* **THE PROBLEM**
Select the lines that hold the word "with" and copy each one.

— start GIVEN INFORMATION —

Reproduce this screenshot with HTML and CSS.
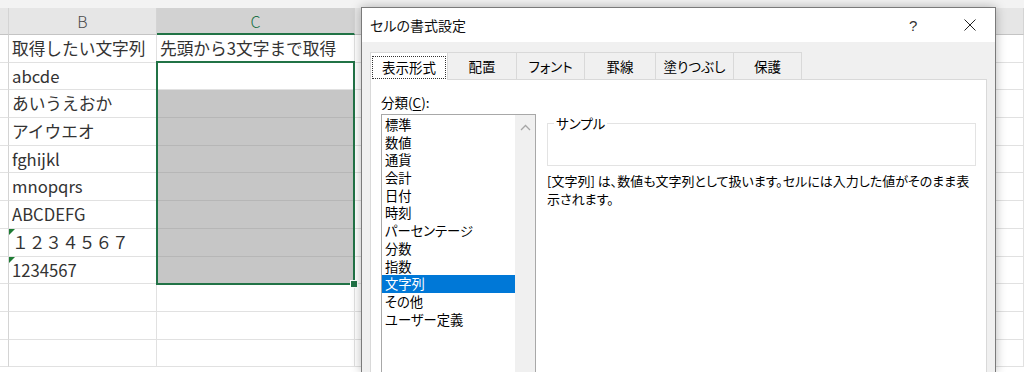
FILE: index.html
```html
<!DOCTYPE html>
<html lang="ja">
<head>
<meta charset="UTF-8" />
<title>セルの書式設定</title>
<link rel="stylesheet" href="styles.css">
</head>
<body>

<div class="sheet">
  <div class="strip"></div>

  <!-- worksheet grid -->
  <div class="grid">
    <div class="hd"></div><div class="hd">B</div><div class="hd hd-sel">C</div><div class="hd"></div>

    <div class="rh"></div><div class="cell">取得したい文字列</div><div class="cell">先頭から3文字まで取得</div><div class="cell"></div>
    <div class="rh"></div><div class="cell">abcde</div><div class="cell active"></div><div class="cell"></div>
    <div class="rh"></div><div class="cell">あいうえおか</div><div class="cell picked"></div><div class="cell"></div>
    <div class="rh"></div><div class="cell">アイウエオ</div><div class="cell picked"></div><div class="cell"></div>
    <div class="rh"></div><div class="cell">fghijkl</div><div class="cell picked"></div><div class="cell"></div>
    <div class="rh"></div><div class="cell">mnopqrs</div><div class="cell picked"></div><div class="cell"></div>
    <div class="rh"></div><div class="cell">ABCDEFG</div><div class="cell picked"></div><div class="cell"></div>
    <div class="rh"></div><div class="cell flag">１２３４５６７</div><div class="cell picked"></div><div class="cell"></div>
    <div class="rh"></div><div class="cell flag">1234567</div><div class="cell picked"></div><div class="cell"></div>
    <div class="rh"></div><div class="cell"></div><div class="cell"></div><div class="cell"></div>
    <div class="rh"></div><div class="cell"></div><div class="cell"></div><div class="cell"></div>
    <div class="rh"></div><div class="cell"></div><div class="cell"></div><div class="cell"></div>
  </div>

  <!-- range selection C2:C9 -->
  <div class="selection"><span class="fill-handle"></span></div>

  <!-- Format Cells dialog -->
  <div class="dialog">
    <div class="dlg-title">
      <span class="dlg-name">セルの書式設定</span>
      <span class="dlg-help">?</span>
      <span class="dlg-close">
        <svg width="12" height="12" viewBox="0 0 12 12"><path d="M0.5 0.5 L11.5 11.5 M11.5 0.5 L0.5 11.5" stroke="#222" stroke-width="1" fill="none"/></svg>
      </span>
    </div>
    <div class="dlg-body">
      <div class="tabs">
        <div class="tab tab-on"><span class="focus">表示形式</span></div>
        <div class="tab">配置</div>
        <div class="tab">フォント</div>
        <div class="tab">罫線</div>
        <div class="tab">塗りつぶし</div>
        <div class="tab">保護</div>
      </div>
      <div class="panel">
        <div class="cat-label">分類(<u>C</u>):</div>
        <div class="panel-row">
          <div class="listbox">
            <ul class="items">
              <li>標準</li>
              <li>数値</li>
              <li>通貨</li>
              <li>会計</li>
              <li>日付</li>
              <li>時刻</li>
              <li>パーセンテージ</li>
              <li>分数</li>
              <li>指数</li>
              <li class="item-on">文字列</li>
              <li>その他</li>
              <li>ユーザー定義</li>
            </ul>
            <div class="scroll">
              <svg width="11" height="7" viewBox="0 0 11 7"><path d="M1 6 L5.5 1.5 L10 6" stroke="#a6a6a6" stroke-width="1.3" fill="none"/></svg>
            </div>
          </div>
          <div class="detail">
            <fieldset class="sample">
              <legend>サンプル</legend>
            </fieldset>
            <p class="desc">[文字列] は、数値も文字列として扱います。セルには入力した値がそのまま表<br>示されます。</p>
          </div>
        </div>
      </div>
    </div>
  </div>
</div>

</body>
</html>
```

FILE: styles.css
```css
body {
  margin: 0;
  width: 1024px;
  height: 372px;
  overflow: hidden;
  background: #fff;
  font-family: "Noto Sans CJK JP", "Noto Sans", sans-serif;
}

.sheet {
  position: relative;
  width: 1024px;
  height: 372px;
  overflow: hidden;
}

.strip {
  height: 8px;
  background: #f3f3f3;
}

/* Worksheet */
.grid {
  display: grid;
  grid-template-columns: 9px 148px 198px 1fr;
  grid-template-rows: 27px repeat(12, 27.7px);
}
.grid > div {
  box-sizing: border-box;
  border-right: 1px solid #e1e1e1;
  border-bottom: 1px solid #e1e1e1;
}
.hd {
  background: #e6e6e6;
  border-right-color: #d4d4d4 !important;
  border-bottom-color: #c4c4c4 !important;
  color: #4a4a4a;
  font-size: 16px;
  font-weight: 300;
  text-align: center;
  line-height: 26px;
}
.hd-sel {
  background: #d2d2d2;
  color: #217346;
  border-bottom: 2px solid #217346 !important;
}
.rh {
  background: #fff;
  border-right-color: #d4d4d4 !important;
}
.cell {
  position: relative;
  padding-left: 3px;
  font-size: 16.7px;
  line-height: 27px;
  color: #333;
  white-space: nowrap;
  overflow: hidden;
}
.picked {
  background: #c6c6c6;
  border-bottom-color: #b6b6b6 !important;
}
.flag::before {
  content: "";
  position: absolute;
  left: 0;
  top: 0;
  border-top: 6px solid #1e7b34;
  border-right: 6px solid transparent;
}

.selection {
  position: absolute;
  left: 156px;
  top: 61px;
  width: 199px;
  height: 224px;
  box-sizing: border-box;
  border: 2px solid #217346;
}
.fill-handle {
  position: absolute;
  right: -5px;
  bottom: -5px;
  width: 6px;
  height: 6px;
  background: #217346;
  border: 1px solid #fff;
}

/* Dialog */
.dialog {
  position: absolute;
  left: 361px;
  top: 7px;
  width: 635px;
  height: 365px;
  box-sizing: border-box;
  border: 1px solid #7a7a7a;
  border-bottom: none;
  background: #f0f0f0;
  box-shadow: 0 0 10px rgba(0, 0, 0, 0.28);
  font-size: 13.5px;
  color: #000;
  font-feature-settings: "palt";
}
.dlg-title {
  display: flex;
  align-items: center;
  height: 34px;
  background: #fff;
  padding-left: 8px;
}
.dlg-name {
  flex: 1;
  font-size: 14px;
  color: #111;
}
.dlg-help {
  width: 14px;
  margin-right: 41px;
  font-size: 15px;
  color: #333;
  font-family: "Liberation Sans", sans-serif;
}
.dlg-close {
  display: flex;
  margin-right: 19px;
}
.dlg-body {
  padding: 10px 8px 0 8px;
}
.tabs {
  display: flex;
  height: 27px;
}
.tab {
  display: flex;
  align-items: center;
  justify-content: center;
  box-sizing: border-box;
  width: 69px;
  border: 1px solid #d9d9d9;
  border-bottom: none;
  border-left: none;
  background: #f0f0f0;
}
.tab:nth-child(2) { width: 69px; }
.tab:nth-child(3) { width: 68px; }
.tab:nth-child(4) { width: 71px; }
.tab:nth-child(5) { width: 78px; }
.tab:nth-child(6) { width: 68px; }
.tab-on {
  width: 78px;
  background: #fff;
  border-left: 1px solid #d9d9d9;
  position: relative;
  z-index: 1;
  margin-bottom: -1px;
  height: 28px;
}
.focus {
  display: block;
  box-sizing: border-box;
  width: 74px;
  height: 23px;
  line-height: 21px;
  text-align: center;
  border: 1px dotted #333;
  margin-top: 1px;
}

.panel {
  box-sizing: border-box;
  width: 617px;
  height: 293px;
  background: #fff;
  border: 1px solid #d9d9d9;
  border-bottom: none;
  padding: 13px 0 0 10px;
}
.cat-label {
  line-height: 18px;
  font-size: 13.5px;
}
.cat-label u {
  text-underline-offset: 2px;
}
.panel-row {
  display: flex;
  gap: 11px;
  margin-top: 3px;
}
.listbox {
  display: flex;
  box-sizing: border-box;
  width: 155px;
  height: 258px;
  border: 1px solid #a8a8a8;
  border-bottom: none;
}
.items {
  flex: 1;
  list-style: none;
  margin: 0;
  padding: 1px 0 0 0;
}
.items li {
  height: 17.7px;
  line-height: 17.7px;
  padding-left: 3px;
  font-size: 13.3px;
  white-space: nowrap;
}
.items .item-on {
  background: #0078d7;
  color: #fff;
}
.scroll {
  width: 20px;
  background: #f0f0f0;
  display: flex;
  justify-content: center;
  padding-top: 9px;
  box-sizing: border-box;
}
.scroll svg {
  display: block;
}

.detail {
  width: 429px;
  padding-top: 1px;
}
.sample {
  margin: 0;
  height: 51px;
  box-sizing: border-box;
  border: 1px solid #e3e3e3;
  padding: 0;
}
.sample legend {
  margin-left: 6px;
  padding: 0 2px;
  font-size: 13.5px;
  line-height: 16px;
}
.desc {
  margin: 6px 0 0 0;
  font-size: 13px;
  line-height: 18px;
  white-space: nowrap;
}
```
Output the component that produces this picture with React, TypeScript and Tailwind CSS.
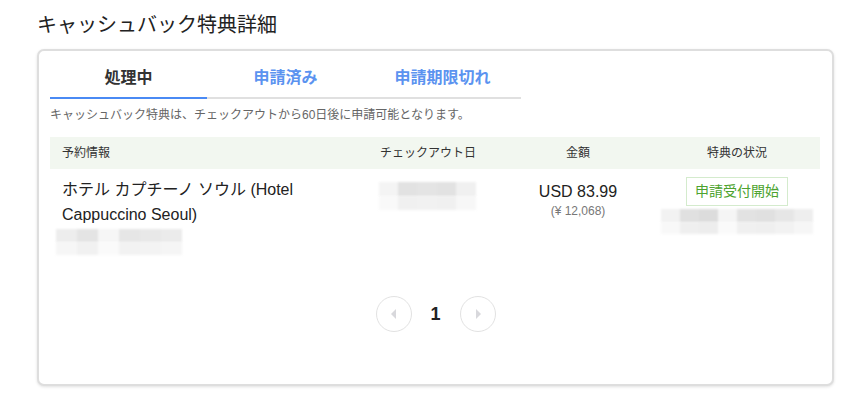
const jp = { fontFamily: '"Liberation Sans", "Noto Sans CJK JP", sans-serif' };

function Blurred({ cells, className }: { cells: string[]; className: string }) {
  return (
    <div className={`flex flex-col ${className}`}>
      <div className="flex h-1/2 blur-[1px]">
        {cells.map((c, i) => (
          <div key={i} className="flex-1" style={{ background: c }} />
        ))}
      </div>
      <div className="flex h-1/2 blur-[1px]">
        {cells.map((c, i) => (
          <div key={i} className="flex-1 opacity-50" style={{ background: c }} />
        ))}
      </div>
    </div>
  );
}

function Tab({ label, active }: { label: string; active?: boolean }) {
  return (
    <div
      className={`flex h-[40px] w-[157px] items-center justify-center border-b-2 text-[16px] font-bold ${
        active ? 'border-[#4a8af4] text-[#333]' : 'border-[#e0e0e0] text-[#5b93f0]'
      }`}
    >
      {label}
    </div>
  );
}

function PageButton({ dir }: { dir: 'prev' | 'next' }) {
  return (
    <div className="flex h-[36px] w-[36px] items-center justify-center rounded-full border border-[#e2e2e2]">
      <svg width="6" height="10" viewBox="0 0 6 10">
        {dir === 'prev' ? <path d="M5 0 L0 5 L5 10 Z" fill="#d8d8dc" /> : <path d="M1 0 L6 5 L1 10 Z" fill="#d8d8dc" />}
      </svg>
    </div>
  );
}

export default function App() {
  return (
    <div className="h-[405px] w-[868px] bg-white pl-[37px] pt-[12px]" style={jp}>
      <h1 className="text-[20px] leading-[26px] text-[#222]">キャッシュバック特典詳細</h1>
      <div className="mt-[11px] h-[337px] w-[797px] rounded-[7px] border-2 border-[#dedede] bg-white pl-[11px] pr-[11px] pt-[8px] shadow-[0_1px_3px_rgba(0,0,0,0.12)]">
        <div className="flex">
          <Tab label="処理中" active />
          <Tab label="申請済み" />
          <Tab label="申請期限切れ" />
        </div>
        <p className="mt-[8px] text-[12px] leading-[16px] text-[#666]">
          キャッシュバック特典は、チェックアウトから60日後に申請可能となります。
        </p>
        <div className="mt-[14px] w-[770px]">
          <div className="grid h-[32px] grid-cols-[313px_130px_170px_148px] items-center bg-[#f2f7f0] pr-[9px] text-[12px] text-[#333]">
            <div className="pl-[12px]">予約情報</div>
            <div className="text-center">チェックアウト日</div>
            <div className="text-center">金額</div>
            <div className="text-center">特典の状況</div>
          </div>
          <div className="grid grid-cols-[313px_130px_170px_148px] pr-[9px]">
            <div className="pt-[8px]">
              <div className="pl-[12px] pr-[10px] text-[16px] leading-[25px] text-[#222]">
                ホテル カプチーノ ソウル (Hotel Cappuccino Seoul)
              </div>
              <Blurred
                className="ml-[6px] mt-[2px] h-[26px] w-[126px]"
                cells={['#ededed', '#e4e4e4', '#f6f6f6', '#e6e6e6', '#e8e8e8', '#ebebeb']}
              />
            </div>
            <div className="flex justify-center pt-[13px]">
              <Blurred className="ml-[-2px] h-[28px] w-[97px]" cells={['#f4f4f4', '#e2e2e2', '#e4e4e4', '#e2e2e2', '#f0f0f0']} />
            </div>
            <div className="flex flex-col items-center pt-[12px]">
              <div className="text-[16px] leading-[22px] text-[#222]">USD 83.99</div>
              <div className="text-[12px] leading-[16px] text-[#777]">(¥ 12,068)</div>
            </div>
            <div className="flex flex-col items-center pt-[8px]">
              <div className="flex h-[29px] w-[102px] items-center justify-center border border-[#d4ebcd] text-[14px] text-[#4da32f]">
                申請受付開始
              </div>
              <Blurred
                className="mt-[3px] h-[25px] w-[152px]"
                cells={['#f2f2f2', '#e0e0e0', '#dcdcdc', '#f5f5f5', '#e2e2e2', '#e0e0e0', '#e6e6e6', '#eeeeee']}
              />
            </div>
          </div>
        </div>
        <div className="mt-[41px] flex items-center justify-center">
          <PageButton dir="prev" />
          <div className="w-[48px] text-center text-[18px] font-bold text-[#222]">1</div>
          <PageButton dir="next" />
        </div>
      </div>
    </div>
  );
}
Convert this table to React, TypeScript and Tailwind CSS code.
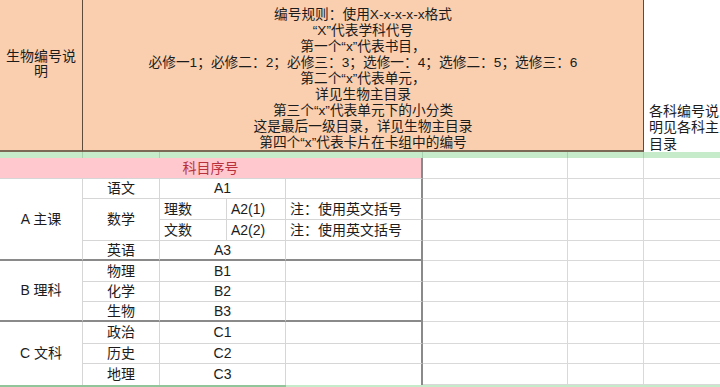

— end GIVEN INFORMATION —

* **FINISHED ANSWER**
Reproduce this screenshot with HTML and CSS.
Output the component that produces this picture with React, TypeScript and Tailwind CSS.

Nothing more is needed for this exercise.